It took me part of two days to climb over.
Near the top of the Simplon Pass is a house called a hospice where I once spent the night. It is a house where certain priests, called monks, live, and the reason the hospice was built there and the reason the monks live there is to provide a shelter for travelers and a place where they may rest safely in case they should be caught in a storm.
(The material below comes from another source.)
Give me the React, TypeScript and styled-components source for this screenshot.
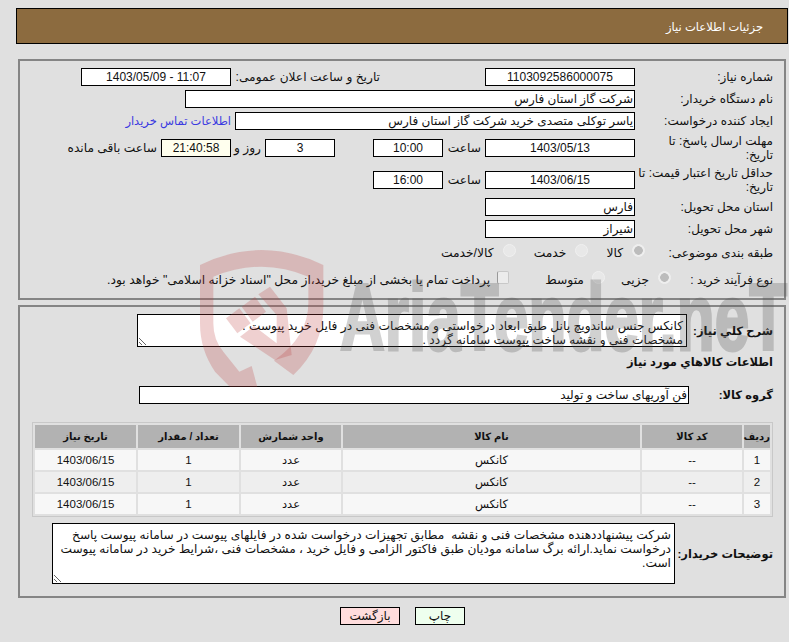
import styled, { createGlobalStyle } from "styled-components";

const GlobalStyle = createGlobalStyle`
  html, body {
    margin: 0;
    padding: 0;
    background: #e0e0e0;
    overflow: hidden;
  }
  body {
    font-family: "Liberation Sans", "DejaVu Sans", sans-serif;
    font-size: 12px;
    color: #111;
  }
`;

const Page = styled.div`
  position: relative;
  width: 789px;
  height: 642px;
  box-sizing: border-box;
  padding: 8px 1px 0 16px;
  overflow: hidden;
  direction: rtl;
`;
const TitleBar = styled.div`
  height: 36px;
  box-sizing: border-box;
  border: 1px solid #000;
  background: #8c6b3f;
  color: #fff;
  font-size: 11.5px;
  line-height: 36px;
  padding-right: 24px;
`;
const Panel = styled.section<{ $top: number; $h: number }>`
  margin: ${(p) => p.$top}px 2px 0;
  height: ${(p) => p.$h}px;
  box-sizing: border-box;
  border: 2px solid #858585;
  padding: 7px 11px 0 0;
`;
const Row = styled.div<{ $h?: number; $top?: number }>`
  display: flex;
  align-items: center;
  height: ${(p) => p.$h ?? 18}px;
  margin-top: ${(p) => p.$top ?? 4}px;
`;
const Label = styled.div<{ $w: number; $bold?: boolean }>`
  width: ${(p) => p.$w}px;
  flex: none;
  line-height: 14px;
  font-size: ${(p) => (p.$bold ? 11.5 : 12)}px;
  font-weight: ${(p) => (p.$bold ? 700 : 400)};
`;
const Field = styled.div<{ $w: number; $center?: boolean; $tint?: boolean; $mr?: number }>`
  width: ${(p) => p.$w}px;
  height: 18px;
  flex: none;
  box-sizing: border-box;
  border: 1px solid #000;
  background: ${(p) => (p.$tint ? "#ffffee" : "#fff")};
  margin-right: ${(p) => p.$mr ?? 0}px;
  padding: 0 1px;
  line-height: 16px;
  font-size: 12px;
  direction: ${(p) => (p.$center ? "ltr" : "rtl")};
  text-align: ${(p) => (p.$center ? "center" : "right")};
`;
const Caption = styled.div<{ $w?: number; $mr?: number }>`
  width: ${(p) => (p.$w ? `${p.$w}px` : "auto")};
  flex: none;
  box-sizing: border-box;
  margin-right: ${(p) => p.$mr ?? 0}px;
  padding-right: 4px;
  font-size: 12.2px;
  white-space: nowrap;
`;
const BuyerLink = styled.a`
  padding-right: 4px;
  font-size: 11.5px;
  color: #3a3ae0;
  text-decoration: none;
`;
const Options = styled.div<{ $gap?: number }>`
  display: flex;
  align-items: center;
  gap: ${(p) => p.$gap ?? 18}px;
`;
const Option = styled.label<{ $gap?: number; $after?: number }>`
  display: flex;
  align-items: center;
  gap: ${(p) => p.$gap ?? 9}px;
  margin-left: ${(p) => p.$after ?? 0}px;
  font-size: 12.3px;
  white-space: nowrap;
`;
const Radio = styled.input.attrs({ type: "radio", disabled: true })`
  appearance: none;
  width: 13px;
  height: 13px;
  margin: -5px 0 0;
  border: 1px solid #f0f0f0;
  border-radius: 50%;
  background: #e8e8e8;
  &:checked {
    background: radial-gradient(circle, #bcbcbc 0 4px, #eeeeee 4.6px);
  }
`;
const Check = styled.input.attrs({ type: "checkbox", disabled: true })`
  appearance: none;
  width: 12px;
  height: 13px;
  margin: -6px 0 0;
  border: 1px solid #c8c8c8;
  border-left-color: #999;
  border-radius: 2px;
  background: #ececec;
`;
const Note = styled.textarea<{ $w: number; $h: number }>`
  width: ${(p) => p.$w}px;
  height: ${(p) => p.$h}px;
  flex: none;
  box-sizing: border-box;
  border: 1px solid #000;
  border-radius: 0;
  outline: none;
  background: #fff;
  margin: 0;
  padding: 4px 3px 0 0;
  font-family: inherit;
  font-size: 12.2px;
  line-height: 14px;
  color: #111;
  overflow: hidden;
  resize: both;
`;
const ItemsTable = styled.table`
  margin-top: 18px;
  width: 741px;
  table-layout: fixed;
  border: 1px solid #c8c8c8;
  border-spacing: 2px;
`;
const HeadCell = styled.th<{ $w: number }>`
  width: ${(p) => p.$w}px;
  height: 23px;
  padding: 0;
  background: #b2b2b2;
  font-size: 10px;
  color: #111;
`;
const Cell = styled.td<{ $alt: boolean }>`
  height: 20px;
  padding: 0;
  text-align: center;
  font-size: 11.5px;
  background: ${(p) => (p.$alt ? "#eeeeee" : "#f7f7f7")};
`;
const Actions = styled.div`
  display: flex;
  justify-content: center;
  gap: 15px;
  margin: 9px 3px 0 4px;
`;
const ActionButton = styled.button<{ $bg: string; $w: number }>`
  width: ${(p) => p.$w}px;
  height: 18px;
  box-sizing: border-box;
  border: 1px solid #000;
  padding: 0;
  background: ${(p) => p.$bg};
  font-family: inherit;
  font-size: 12px;
  line-height: 16px;
  color: #111;
`;
const WatermarkText = styled.div`
  position: absolute;
  left: 340px;
  top: 271px;
  direction: ltr;
  font-size: 94px;
  line-height: 94px;
  font-weight: 700;
  white-space: nowrap;
  color: #505050;
  -webkit-text-stroke: 3px #505050;
  opacity: 0.26;
  transform: scaleX(0.66);
  transform-origin: left top;
  pointer-events: none;
`;
const WatermarkShield = styled.svg`
  position: absolute;
  left: 180px;
  top: 240px;
  width: 160px;
  height: 147px;
  pointer-events: none;
`;

const items = [1, 2, 3];

function Shield() {
  return (
    <WatermarkShield viewBox="0 0 480 441" fill="rgba(190, 60, 60, 0.24)">
      <path d="M60 75 Q245 -15 430 75 L430 200 Q430 320 340 405 L282 362 Q385 290 385 190 L385 110 Q245 50 100 110 L100 250 Q100 300 130 335 L178 395 L215 378 L232 441 L150 441 L105 395 Q60 330 60 250 Z" />
      <path d="M138 235 L178 205 L212 250 L172 280 Z" />
      <path d="M185 200 L225 170 L258 215 L218 245 Z" />
      <path d="M235 163 L270 140 L320 205 L335 345 L285 360 L180 290 L222 258 L290 310 L290 225 Z" />
    </WatermarkShield>
  );
}

export default function App() {
  return (
    <>
      <GlobalStyle />
      <Page>
        <TitleBar>جزئیات اطلاعات نیاز</TitleBar>

        <Panel $top={15} $h={241}>
          <Row $top={0}>
            <Label $w={138}>شماره نیاز:</Label>
            <Field $w={150} $center>1103092586000075</Field>
            <Caption $w={153} $mr={101}>تاریخ و ساعت اعلان عمومی:</Caption>
            <Field $w={150} $center>1403/05/09 - 11:07</Field>
          </Row>
          <Row>
            <Label $w={138}>نام دستگاه خریدار:</Label>
            <Field $w={450}>شرکت گاز استان فارس</Field>
          </Row>
          <Row>
            <Label $w={138}>ایجاد کننده درخواست:</Label>
            <Field $w={400}>یاسر توکلی متصدی خرید شرکت گاز استان فارس</Field>
            <BuyerLink>اطلاعات تماس خریدار</BuyerLink>
          </Row>
          <Row $h={28}>
            <Label $w={138}>مهلت ارسال پاسخ: تا<br />تاریخ:</Label>
            <Field $w={150} $center>1403/05/13</Field>
            <Caption $w={42}>ساعت</Caption>
            <Field $w={70} $center>10:00</Field>
            <Field $w={70} $center $mr={38}>3</Field>
            <Caption $w={34}>روز و</Caption>
            <Field $w={70} $center $tint>21:40:58</Field>
            <Caption>ساعت باقی مانده</Caption>
          </Row>
          <Row $h={28}>
            <Label $w={138}>حداقل تاریخ اعتبار قیمت: تا<br />تاریخ:</Label>
            <Field $w={150} $center>1403/06/15</Field>
            <Caption $w={42}>ساعت</Caption>
            <Field $w={70} $center>16:00</Field>
          </Row>
          <Row>
            <Label $w={138}>استان محل تحویل:</Label>
            <Field $w={150}>فارس</Field>
          </Row>
          <Row>
            <Label $w={138}>شهر محل تحویل:</Label>
            <Field $w={150}>شیراز</Field>
          </Row>
          <Row $h={22}>
            <Label $w={128}>طبقه بندی موضوعی:</Label>
            <Options>
              <Option><Radio checked readOnly />کالا</Option>
              <Option><Radio />خدمت</Option>
              <Option><Radio />کالا/خدمت</Option>
            </Options>
          </Row>
          <Row $h={22} $top={5}>
            <Label $w={102}>نوع فرآیند خرید :</Label>
            <Options $gap={16}>
              <Option><Radio checked readOnly />جزیی</Option>
              <Option $gap={8} $after={20}><Radio />متوسط</Option>
              <Option $gap={7}><Check />پرداخت تمام یا بخشی از مبلغ خرید،از محل "اسناد خزانه اسلامی" خواهد بود.</Option>
            </Options>
          </Row>
        </Panel>

        <Panel $top={5} $h={293}>
          <Row $h={33} $top={0}>
            <Label $w={86} $bold>شرح کلي نیاز:</Label>
            <Note
              $w={550}
              $h={33}
              readOnly
              defaultValue={"کانکس جنس ساندویچ پانل طبق ابعاد درخواستی و مشخصات فنی در فایل خرید پیوست .\nمشخصات فنی و نقشه ساخت پیوست سامانه گردد ."}
            />
          </Row>
          <Row $top={6}>
            <Label $w={300} $bold>اطلاعات کالاهاي مورد نیاز</Label>
          </Row>
          <Row $top={15}>
            <Label $w={84} $bold>گروه کالا:</Label>
            <Field $w={550}>فن آوریهای ساخت و تولید</Field>
          </Row>
          <ItemsTable>
            <thead>
              <tr>
                <HeadCell $w={26}>ردیف</HeadCell>
                <HeadCell $w={100}>کد کالا</HeadCell>
                <HeadCell $w={297}>نام کالا</HeadCell>
                <HeadCell $w={100}>واحد شمارش</HeadCell>
                <HeadCell $w={101}>تعداد / مقدار</HeadCell>
                <HeadCell $w={101}>تاریخ نیاز</HeadCell>
              </tr>
            </thead>
            <tbody>
              {items.map((n) => (
                <tr key={n}>
                  <Cell $alt={n === 2}>{n}</Cell>
                  <Cell $alt={n === 2}>--</Cell>
                  <Cell $alt={n === 2}>کانکس</Cell>
                  <Cell $alt={n === 2}>عدد</Cell>
                  <Cell $alt={n === 2}>1</Cell>
                  <Cell $alt={n === 2}>1403/06/15</Cell>
                </tr>
              ))}
            </tbody>
          </ItemsTable>
          <Row $h={61} $top={6}>
            <Label $w={98} $bold>توضیحات خریدار:</Label>
            <Note
              $w={623}
              $h={61}
              readOnly
              defaultValue={"شرکت پیشنهاددهنده مشخصات فنی و نقشه  مطابق تجهیزات درخواست شده در فایلهای پیوست در سامانه پیوست پاسخ\nدرخواست نماید.ارائه برگ سامانه مودیان طبق فاکتور الزامی و فایل خرید ، مشخصات فنی ،شرایط خرید در سامانه پیوست\nاست."}
            />
          </Row>
        </Panel>

        <Actions>
          <ActionButton $bg="#eeffee" $w={50}>چاپ</ActionButton>
          <ActionButton $bg="#ffdddd" $w={60}>بازگشت</ActionButton>
        </Actions>

        <Shield />
        <WatermarkText>AriaTender.neT</WatermarkText>
      </Page>
    </>
  );
}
Few people now cross the pass, for it is so easy and so quick and so safe to go through the tunnel; but before the tunnel was made underneath there was no other way for people to go from Italy to Switzerland but over the top of the pass, and many people were traveling that way all the time. Snow-storms and blizzards were likely to happen almost any time, summer or winter, and often travelers would be lost and frozen to death. These good monks living in the hospice were the life-savers of the mountain pass. They had built little huts along the mountain pathway and they had large, strong, intelligent dogs called St. Bernards who were trained to go forth from the hospice when there was a storm, and search for travelers who might have been overcome, lost their way, or fallen in the snow. A dog would carry, strapped to his neck, a barrel filled with bread and wine. His sense of smell was so strong he could find a man even though buried in the snow, shake him back to his senses, and drag him to the nearest hut, to wait for food and drink until the storm should stop. The Simplon Hospice is one of the few places in the World where any one, whether he be rich man or poor man, saint or sinner, will be housed for the night, fed, and taken care of for nothing, without question and without charge.
Do you know the story of William Tell·Well, Switzerland has many lakes, but the most beautiful one is called the Lake of Light—Lake Lucerne—and on the shore of Lake Lucerne is a little church marking the spot where William Tell is supposed to have shot the apple off of his young son’s head.